The speculation came after North Korean Foreign Minister Ri Su-yong delivered a handwritten letter to the UN Secretary General during his debut at the United Nations General Assembly on Saturday
UN Secretary General Ban Ki-moon EPA/ANDREW GOMBERT
UN Secretary General Ban Ki-moon
© EPA/ANDREW GOMBERT

THE UNITED NATIONS, September 29. /ITAR-TASS/. The United Nations organization has denied the reports that North Korean leader Kim Jong-un has invited UN Secretary General Ban Ki-moon to visit Pyongyang.

The speculation came after North Korean Foreign Minister Ri Su-yong delivered a handwritten letter to Mr. Ban during his debut at the United Nations General Assembly on Saturday.

The UN Secretary General’s office later said that Mr. Ban “thanked the foreign minister for personally conveying a letter from Mr. Kim Jong-un, first secretary of the (North Korea's) Workers’ Party.”

"There has been some speculation that the letter contains substantive issues, including an invitation to the Secretary General to visit the Democratic People's Republic of Korea (DPRK). Such speculation is totally groundless," the spokesman for the UN chief, Stephane Dujarric, said in a statement on Sunday.

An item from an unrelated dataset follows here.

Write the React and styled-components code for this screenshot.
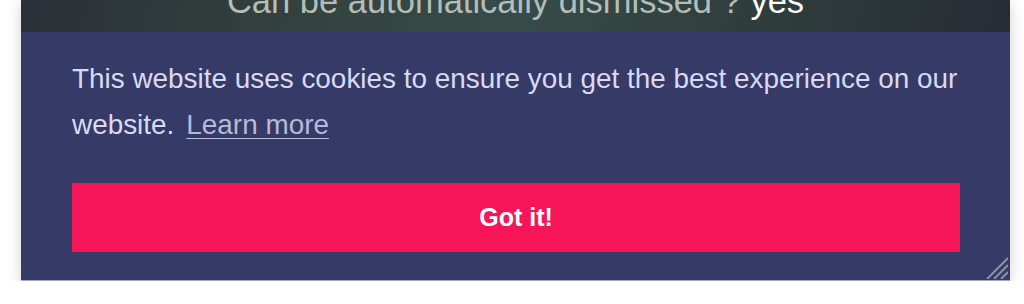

The spokesman clarified that this was only a formal thank-you letter from Mr. Kim Jong Un to the UN chief for the message he had sent recently on the occasion of the Anniversary of the Founding of the DPRK.

Ri Su-yong became the first North Korean foreign minister to have addressed the UN General Assembly in the past 15 years. Last time, Pyongyang was represented at this major international forum at the ministerial level in 1999.

The North Korean top diplomat has called for the reunification of both Koreas through a system of confederation, proposed by Kim Il-sung in the late 1980s. Mr. Ri said the DPRK maintains that this is the only way to prevent war and safeguard peace.